Of all the lines here, how many include the string "React"? Answer with the number only.

------ GIVEN DATA

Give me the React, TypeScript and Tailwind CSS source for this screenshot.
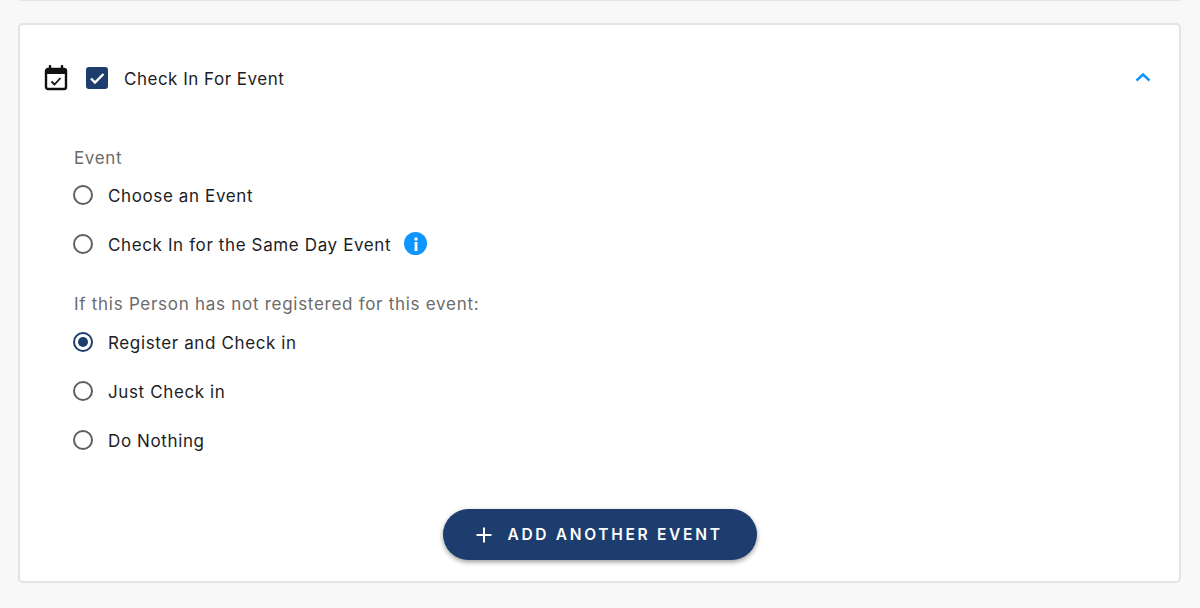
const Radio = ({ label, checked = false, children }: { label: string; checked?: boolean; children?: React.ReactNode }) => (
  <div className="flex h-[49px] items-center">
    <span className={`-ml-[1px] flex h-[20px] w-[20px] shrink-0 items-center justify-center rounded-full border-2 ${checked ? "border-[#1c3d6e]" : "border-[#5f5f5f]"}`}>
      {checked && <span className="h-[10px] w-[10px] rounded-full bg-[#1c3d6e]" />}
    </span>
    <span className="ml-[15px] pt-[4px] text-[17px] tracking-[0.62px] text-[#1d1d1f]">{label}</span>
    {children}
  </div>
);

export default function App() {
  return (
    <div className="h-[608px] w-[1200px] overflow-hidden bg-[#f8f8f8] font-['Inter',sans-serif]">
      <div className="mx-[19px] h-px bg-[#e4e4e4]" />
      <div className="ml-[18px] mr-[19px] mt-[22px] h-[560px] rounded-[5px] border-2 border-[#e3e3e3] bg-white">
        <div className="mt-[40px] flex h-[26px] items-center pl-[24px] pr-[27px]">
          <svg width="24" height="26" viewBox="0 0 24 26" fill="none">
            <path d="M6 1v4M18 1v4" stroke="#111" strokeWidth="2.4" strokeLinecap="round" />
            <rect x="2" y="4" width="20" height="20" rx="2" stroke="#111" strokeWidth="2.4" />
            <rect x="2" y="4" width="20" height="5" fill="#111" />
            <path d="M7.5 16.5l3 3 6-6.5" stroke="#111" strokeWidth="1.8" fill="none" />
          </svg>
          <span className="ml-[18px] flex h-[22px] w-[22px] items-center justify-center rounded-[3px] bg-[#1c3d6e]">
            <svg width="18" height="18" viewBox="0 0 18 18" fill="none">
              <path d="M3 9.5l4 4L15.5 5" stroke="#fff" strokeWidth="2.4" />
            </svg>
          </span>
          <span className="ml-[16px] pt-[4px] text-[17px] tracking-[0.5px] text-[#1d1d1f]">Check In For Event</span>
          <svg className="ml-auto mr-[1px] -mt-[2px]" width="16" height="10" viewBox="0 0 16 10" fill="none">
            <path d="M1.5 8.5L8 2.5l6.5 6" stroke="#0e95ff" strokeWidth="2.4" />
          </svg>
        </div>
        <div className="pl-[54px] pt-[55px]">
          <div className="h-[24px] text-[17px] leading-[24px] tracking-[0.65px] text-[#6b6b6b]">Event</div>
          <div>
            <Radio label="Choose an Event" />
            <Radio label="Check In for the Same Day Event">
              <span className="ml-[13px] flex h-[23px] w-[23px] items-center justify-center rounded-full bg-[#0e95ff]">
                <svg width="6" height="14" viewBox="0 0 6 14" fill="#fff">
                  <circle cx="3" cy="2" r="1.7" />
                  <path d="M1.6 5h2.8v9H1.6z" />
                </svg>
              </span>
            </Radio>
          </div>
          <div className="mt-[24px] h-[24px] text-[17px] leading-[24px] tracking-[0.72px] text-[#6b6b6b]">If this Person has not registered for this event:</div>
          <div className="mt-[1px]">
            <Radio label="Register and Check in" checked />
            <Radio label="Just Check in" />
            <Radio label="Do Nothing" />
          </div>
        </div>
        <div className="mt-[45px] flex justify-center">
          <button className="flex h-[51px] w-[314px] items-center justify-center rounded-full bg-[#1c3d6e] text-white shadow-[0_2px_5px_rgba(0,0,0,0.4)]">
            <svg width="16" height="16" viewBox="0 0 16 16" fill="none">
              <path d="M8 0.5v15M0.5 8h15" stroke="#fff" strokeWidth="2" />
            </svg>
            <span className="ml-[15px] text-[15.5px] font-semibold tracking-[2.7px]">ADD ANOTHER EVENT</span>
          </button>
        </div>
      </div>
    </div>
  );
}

------------

TASK SOLUTION:
2